In the case of violation of the act, the party disclosing information on a person with HIV or advocating hatred against them will be punished with a fine of one lakh rupees or imprisonment ranging from 3 months to 2 years.

Ombudsman Appointment under HIV and AIDS Bill

  • An ombudsman will be appointed by each state government to inquire into complaints related to the violation of the Act and the provision of health care services.
  • The Ombudsman shall submit a report to the state government every six months stating the number and nature of complaints received, the actions taken and orders passed.

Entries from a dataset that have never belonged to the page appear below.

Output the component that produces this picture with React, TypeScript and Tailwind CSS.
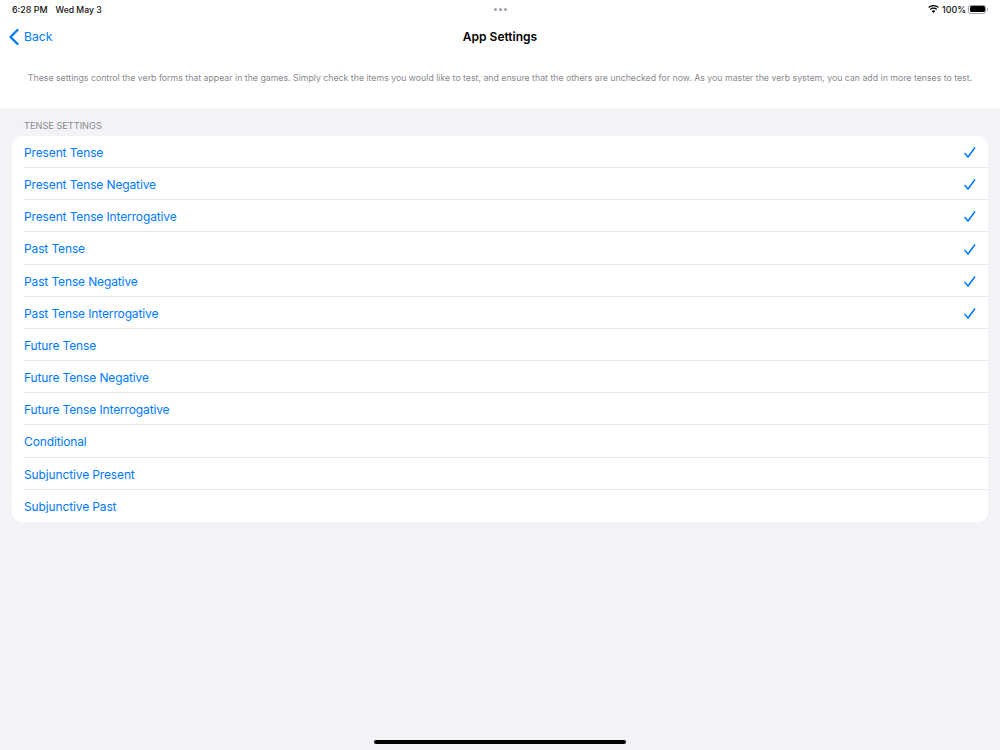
import { ChevronLeft } from "lucide-react";

const tenses = [
  { name: "Present Tense", checked: true },
  { name: "Present Tense Negative", checked: true },
  { name: "Present Tense Interrogative", checked: true },
  { name: "Past Tense", checked: true },
  { name: "Past Tense Negative", checked: true },
  { name: "Past Tense Interrogative", checked: true },
  { name: "Future Tense", checked: false },
  { name: "Future Tense Negative", checked: false },
  { name: "Future Tense Interrogative", checked: false },
  { name: "Conditional", checked: false },
  { name: "Subjunctive Present", checked: false },
  { name: "Subjunctive Past", checked: false },
];

function StatusBar() {
  return (
    <div className="flex h-[18px] items-center justify-between pl-3 pr-[12px] pt-[1px] text-[8.9px] font-medium text-[#111]">
      <div className="flex w-[200px] items-baseline gap-[8px]">
        <span>6:28 PM</span>
        <span className="text-[8.6px]">Wed May 3</span>
      </div>
      <div className="flex gap-[2px]">
        <span className="h-[3px] w-[3px] rounded-full bg-gray-400" />
        <span className="h-[3px] w-[3px] rounded-full bg-gray-400" />
        <span className="h-[3px] w-[3px] rounded-full bg-gray-400" />
      </div>
      <div className="flex w-[200px] items-center justify-end gap-[2px]">
        <svg width="11" height="8" viewBox="0 0 11 8" fill="black" className="mr-[1px]">
          <path d="M5.5 0C3.4 0 1.6.8.2 2.1l.8.9C2.2 1.9 3.8 1.2 5.5 1.2S8.8 1.9 10 3l.8-.9C9.4.8 7.6 0 5.5 0Z" />
          <path d="M5.5 2.6c-1.4 0-2.6.5-3.6 1.4l.8.9c.7-.7 1.7-1.1 2.8-1.1s2.1.4 2.8 1.1l.8-.9c-1-.9-2.2-1.4-3.6-1.4Z" />
          <path d="M5.5 5.2c-.7 0-1.3.3-1.8.7L5.5 8l1.8-2.1c-.5-.4-1.1-.7-1.8-.7Z" />
        </svg>
        <span>100%</span>
        <div className="flex items-center gap-[1px]">
          <div className="flex h-[9px] w-[18px] rounded-[2.5px] border border-gray-400 p-[0.5px]">
            <div className="flex-1 rounded-[1.5px] bg-black" />
          </div>
          <div className="h-[3px] w-[1px] rounded-r-sm bg-gray-400" />
        </div>
      </div>
    </div>
  );
}

export default function App() {
  return (
    <div className="flex h-[750px] w-[1000px] flex-col overflow-hidden bg-[#f2f2f7] font-['Inter','Liberation_Sans',sans-serif]">
      <div className="h-[108px] bg-white">
        <StatusBar />
        <div className="flex h-[36px] items-center justify-between pt-[1px]">
          <div className="flex w-[100px] items-center text-[12.2px] text-[#007aff]">
            <ChevronLeft size={28} strokeWidth={2} className="-mr-[4px]" />
            <span className="pt-[1px]">Back</span>
          </div>
          <div className="text-[12px] font-semibold text-black">App Settings</div>
          <div className="w-[100px]" />
        </div>
        <p className="pt-[18px] text-center text-[8.75px] leading-[12px] text-[#8a8a8e]">
          These settings control the verb forms that appear in the games. Simply check the items you would like to test, and ensure that the others are unchecked for now. As you master the verb system, you can add in more tenses to test.
        </p>
      </div>

      <div className="px-3">
        <div className="flex h-[28px] items-end px-3 pb-[4px] text-[9.2px] leading-[12px] text-[#8a8a8e]">
          TENSE SETTINGS
        </div>
        <div className="overflow-hidden rounded-[9px] bg-white">
          {tenses.map((t, i) => (
            <div key={t.name} className="pl-3">
              <div
                className={`flex h-[32.17px] items-center justify-between pr-[12px] text-[12px] tracking-[-0.13px] text-[#007aff] ${
                  i < tenses.length - 1 ? "border-b border-[#e9e9ec]" : ""
                }`}
              >
                <span className="pt-[2.8px]">{t.name}</span>
                {t.checked && (
                  <svg width="13" height="13" viewBox="0 0 13 13" fill="none" stroke="#007aff" strokeWidth="1.5" className="mt-[2px]">
                    <path d="M1.5 7 L5 11 L12 1.5" />
                  </svg>
                )}
              </div>
            </div>
          ))}
        </div>
      </div>

      <div className="flex flex-1 items-end justify-center pb-[6px]">
        <div className="h-[4px] w-[252px] rounded-full bg-black" />
      </div>
    </div>
  );
}
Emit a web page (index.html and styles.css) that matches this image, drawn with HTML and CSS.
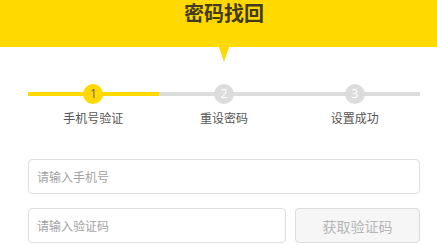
FILE: index.html
```html
<!DOCTYPE html>
<html lang="zh">
<head>
<meta charset="utf-8">
<title>密码找回</title>
<link rel="stylesheet" href="styles.css">
</head>
<body>
<header class="header">
  <h1 class="title">密码找回</h1>
  <span class="pointer"></span>
</header>
<main class="content">
  <ol class="steps">
    <li class="step done">
      <div class="track"><span class="dot">1</span></div>
      <div class="label">手机号验证</div>
    </li>
    <li class="step">
      <div class="track"><span class="dot">2</span></div>
      <div class="label">重设密码</div>
    </li>
    <li class="step">
      <div class="track"><span class="dot">3</span></div>
      <div class="label">设置成功</div>
    </li>
  </ol>
  <form class="form">
    <input class="field" type="text" placeholder="请输入手机号">
    <div class="row">
      <input class="field code" type="text" placeholder="请输入验证码">
      <button class="btn" type="button" disabled>获取验证码</button>
    </div>
  </form>
</main>
</body>
</html>
```
FILE: styles.css
```css
html, body {
  margin: 0;
  padding: 0;
  background: #fff;
  font-family: "Noto Sans CJK SC", "Noto Sans", sans-serif;
}
.header {
  position: relative;
  height: 47px;
  background: #ffd900;
}
.title {
  margin: 0;
  padding: 1px 0 0 11px;
  text-align: center;
  font-size: 20px;
  line-height: 24px;
  font-weight: 700;
  color: #433a16;
}
.pointer {
  position: absolute;
  left: 219px;
  top: 47px;
  width: 0;
  height: 0;
  border-left: 5px solid transparent;
  border-right: 5px solid transparent;
  border-top: 15px solid #ffd900;
}
.content {
  width: 392px;
  padding-left: 28px;
}
.steps {
  list-style: none;
  margin: 37px 0 0;
  padding: 0;
  display: flex;
}
.step {
  flex: 1;
  display: flex;
  flex-direction: column;
  align-items: center;
}
.track {
  position: relative;
  width: 100%;
  height: 20px;
  display: flex;
  justify-content: center;
  align-items: center;
}
.track::before {
  content: "";
  position: absolute;
  left: 0;
  right: 0;
  top: 8px;
  height: 4px;
  background: #dcdcdc;
}
.done .track::before {
  background: #ffd900;
}
.dot {
  position: relative;
  width: 20px;
  height: 20px;
  border-radius: 50%;
  background: #dcdcdc;
  color: #fff;
  font-family: "Open Sans", sans-serif;
  font-size: 12px;
  line-height: 20px;
  text-align: center;
}
.done .dot {
  background: #ffd900;
  color: #666;
}
.label {
  margin-top: 6px;
  font-size: 12px;
  line-height: 16px;
  color: #555;
}
.form {
  margin-top: 33px;
  display: flex;
  flex-direction: column;
  gap: 14px;
}
.row {
  display: flex;
  gap: 9px;
}
.field {
  box-sizing: border-box;
  width: 100%;
  height: 35px;
  margin: 0;
  padding: 0 8px;
  border: 1px solid #dedede;
  border-radius: 4px;
  font-family: inherit;
  font-size: 12px;
  color: #333;
  outline: none;
}
.field::placeholder {
  color: #a3a3a3;
}
.code {
  width: 258px;
  flex: none;
}
.btn {
  box-sizing: border-box;
  flex: 1;
  height: 35px;
  margin: 0;
  border: 1px solid #dcdcdc;
  border-radius: 4px;
  background: #f6f6f6;
  font-family: inherit;
  font-size: 14px;
  color: #b5b5b5;
}
```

Recent News The World AIDS Day is observed on 1st December every year all over the world. It was founded in 1988 by the World Health Organization (WHO) and was the first ever global health day with a motto of raising public awareness about Acquired Immuno Deficiency Syndrome. AIDS is a pandemic disease caused by the infection of Human Immunodeficiency Virus (HIV), which damages the human immune system. In 2019, 6,90,000 people died from HIV-related causes and 1.7 million people were newly infected, with nearly 62% of these new infections occurring among key populations and their partners. **Theme for 2020: “Global solidarity, resilient HIV services.” On World AIDS Day 2020, WHO is calling on global leaders and citizens to rally for “global solidarity” to overcome the challenges posed by Covid-19 on the HIV response.
HIV prevention, testing, treatment and care services are all being disrupted particularly in countries with fragile health systems. Slowing progress means the world will be missing the “90-90-90” targets for 2020, which were to ensure that: 90% of people living with HIV are aware of their status, 90% of people diagnosed with HIV are receiving treatment, and 90% of all people receiving treatment have achieved viral suppression. Any slowing down in provision of these services will leave many vulnerable populations at greater risk of HIV infection and AIDS-related deaths and missing these intermediate targets will make it difficult to achieve the target of elimination of AIDS by 2030. In 2020, the International Year of the Nurse and the Midwife, it is a call for more protection and support to these health workers who have long been on the frontline of HIV service delivery. Significance: It reminds the public and government that HIV has not gone away and there is still a vital need to raise money, increase awareness, fight prejudice and improve education. It is an opportunity to show solidarity with the millions of people living with HIV worldwide.